MDRC has a long track record of producing and applying evidence to improve policy and practice. In fact, the nonprofit will soon celebrate 50 years of working to improve the lives of low-income individuals, families and children. A new grant to MDRC allows them to deepen their partnership with colleges and workforce training providers seeking to increase the success of learners from low-income backgrounds. Each project seeks to support innovation and reforms at the participating partners while generating knowledge relevant to practitioners and policymakers across the country.

MDRC projects supported by the grant include:

  • Scaling and testing the Multiple Measures Assessment (an alternative to standard placement tests for college students) in a corequisite context.
  • Evaluating a multifaceted student support program in two- and four-year institutions in Montana.
  • Continuing to work with a college cohort to design interventions to sustain student enrollment.
  • Launching the Economic Mobility Lab, which will provide customized evidence-based technical assistance to a cohort of workforce providers.

“We’re so appreciative of this partnership,” said Leigh Parise, deputy director of program development at MDRC. “In addition to advancing four existing projects, this grant from Ascendium will support our ability to step back from individual projects and write about lessons across these projects and our broader postsecondary and workforce work. This is funding that can be difficult to come by, but it often produces the most valuable information for people in the field.”

CCRC and Ascendium both share a commitment to helping community colleges improve outcomes and equity for learners, particularly those from low-income backgrounds. For more than 25 years, CCRC has been studying community colleges and the students they serve. A new grant to CCRC will allow them to conduct research projects that fill gaps in knowledge and expand into new areas so that community colleges can improve postsecondary education outcomes for their learners.

CCRC projects supported by the grant include:

  • Studying City University of New York’s systemwide adoption of corequisites as a replacement for developmental education.
  • Examining how community college students choose programs of study.
  • Continuing research into policies and practices affecting English learners enrolled in adult education courses at City Colleges of Chicago.
  • Understanding and addressing some colleges’ non-participation in institutional improvement initiatives and networks.
  • Updating and synthesizing CCRC’s research on guided pathways since the seminal publication of “Redesigning America’s Community Colleges” nearly 10 years ago.

“The grant itself is really extraordinary from our standpoint,” said Thomas Brock, director of CCRC. “We’ve been doing this work for many years and it’s rare that a funder gives an organization like ours the opportunity to undertake several projects simultaneously.
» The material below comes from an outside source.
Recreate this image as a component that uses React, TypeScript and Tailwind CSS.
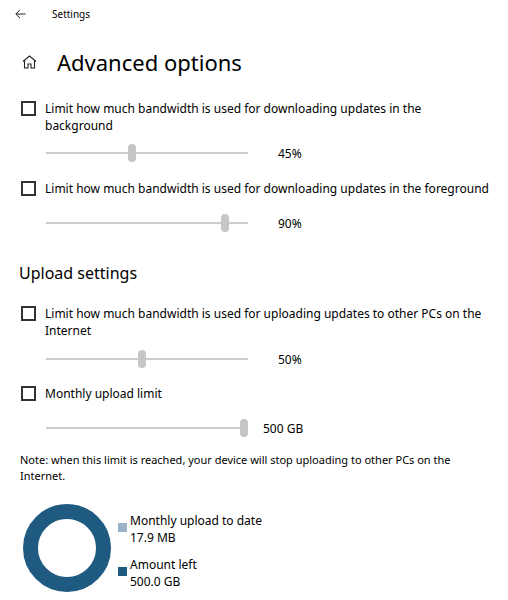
import React from "react";

function Checkbox({ lines }: { lines: string[] }) {
  return (
    <div className="flex items-start">
      <div className="mt-[1px] w-[15px] h-[15px] border-2 border-[#333333] shrink-0 bg-white" />
      <div className="ml-[9px] text-[12px] leading-[17px] text-black whitespace-nowrap">
        {lines.map((l, i) => (
          <div key={i}>{l}</div>
        ))}
      </div>
    </div>
  );
}

function Slider({ pos, label, labelLeft }: { pos: number; label: string; labelLeft: number }) {
  return (
    <div className="flex items-center h-[20px] pl-[25px]">
      <div className="relative w-[202px] h-[20px] flex items-center shrink-0">
        <div className="w-full h-[2px] bg-[#cccccc]" />
        <div
          className="absolute top-[1px] w-[8px] h-[18px] rounded-full bg-[#c6c6c6]"
          style={{ left: pos - 4 }}
        />
      </div>
      <div className="text-[12px] leading-[17px] text-black" style={{ marginLeft: labelLeft }}>
        {label}
      </div>
    </div>
  );
}

export default function App() {
  return (
    <div className="w-[508px] h-[600px] bg-white overflow-hidden font-['Noto_Sans',sans-serif] text-black">
      {/* header */}
      <div className="flex items-center h-[28px]">
        <svg className="ml-[15px]" width="11" height="10" viewBox="0 0 11 10" fill="none" stroke="#222" strokeWidth="1">
          <path d="M10.5 5H1M5 0.8L0.8 5L5 9.2" />
        </svg>
        <span className="ml-[26px] text-[10px] text-black">Settings</span>
      </div>
      {/* title */}
      <div className="flex items-center h-[32px] mt-[18px]">
        <svg className="ml-[22px]" width="15" height="14" viewBox="0 0 15 14" fill="none" stroke="#222" strokeWidth="1.1">
          <path d="M1 6.5L7.5 1L14 6.5M2.5 5.5V13H6V9H9V13H12.5V5.5" />
        </svg>
        <span className="ml-[20px] text-[22px] leading-[32px] font-normal">Advanced options</span>
      </div>

      <div className="pl-[21px]">
        <div className="mt-[22px]">
          <Checkbox lines={["Limit how much bandwidth is used for downloading updates in the", "background"]} />
        </div>
        <div className="mt-[9px]">
          <Slider pos={86} label="45%" labelLeft={30} />
        </div>
        <div className="mt-[17px]">
          <Checkbox lines={["Limit how much bandwidth is used for downloading updates in the foreground"]} />
        </div>
        <div className="mt-[16px]">
          <Slider pos={179} label="90%" labelLeft={30} />
        </div>
      </div>

      <div className="pl-[19px] mt-[28px] text-[16px] leading-[24px]">Upload settings</div>

      <div className="pl-[21px]">
        <div className="mt-[20px]">
          <Checkbox lines={["Limit how much bandwidth is used for uploading updates to other PCs on the", "Internet"]} />
        </div>
        <div className="mt-[10px]">
          <Slider pos={96} label="50%" labelLeft={30} />
        </div>
        <div className="mt-[16px]">
          <Checkbox lines={["Monthly upload limit"]} />
        </div>
        <div className="mt-[16px]">
          <Slider pos={198} label="500 GB" labelLeft={15} />
        </div>
      </div>

      <div className="pl-[20px] mt-[14px] text-[11px] leading-[16px] whitespace-nowrap">
        <div>Note: when this limit is reached, your device will stop uploading to other PCs on the</div>
        <div>Internet.</div>
      </div>

      <div className="flex items-center pl-[23px] mt-[20px]">
        <svg width="88" height="88" viewBox="0 0 88 88">
          <circle cx="44" cy="44" r="36.5" fill="none" stroke="#1f5a80" strokeWidth="15" />
        </svg>
        <div className="ml-[7px] flex flex-col gap-[10px] mt-[6px]">
          <div className="flex items-start">
            <div className="mt-[11px] w-[9px] h-[9px] bg-[#9ab2c7] shrink-0" />
            <div className="ml-[3px] text-[12px] leading-[17px]">
              <div>Monthly upload to date</div>
              <div>17.9 MB</div>
            </div>
          </div>
          <div className="flex items-start">
            <div className="mt-[11px] w-[9px] h-[9px] bg-[#1f5a80] shrink-0" />
            <div className="ml-[3px] text-[12px] leading-[17px]">
              <div>Amount left</div>
              <div>500.0 GB</div>
            </div>
          </div>
        </div>
      </div>
    </div>
  );
}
That kind of flexibility is helpful for financial management and makes it easier to draw lessons across projects. That is how we make the biggest advances in our learning.”

Strategically aligned with all Ascendium’s grantmaking focus areas, MDRC and CCRC will aid not only our learning, but the learning of other researchers, practitioners, policymakers and more. Together, the organizations will conduct new research and produce critical syntheses that will generate a comprehensive suite of new knowledge for stakeholders eager to drive change in postsecondary education and workforce training systems.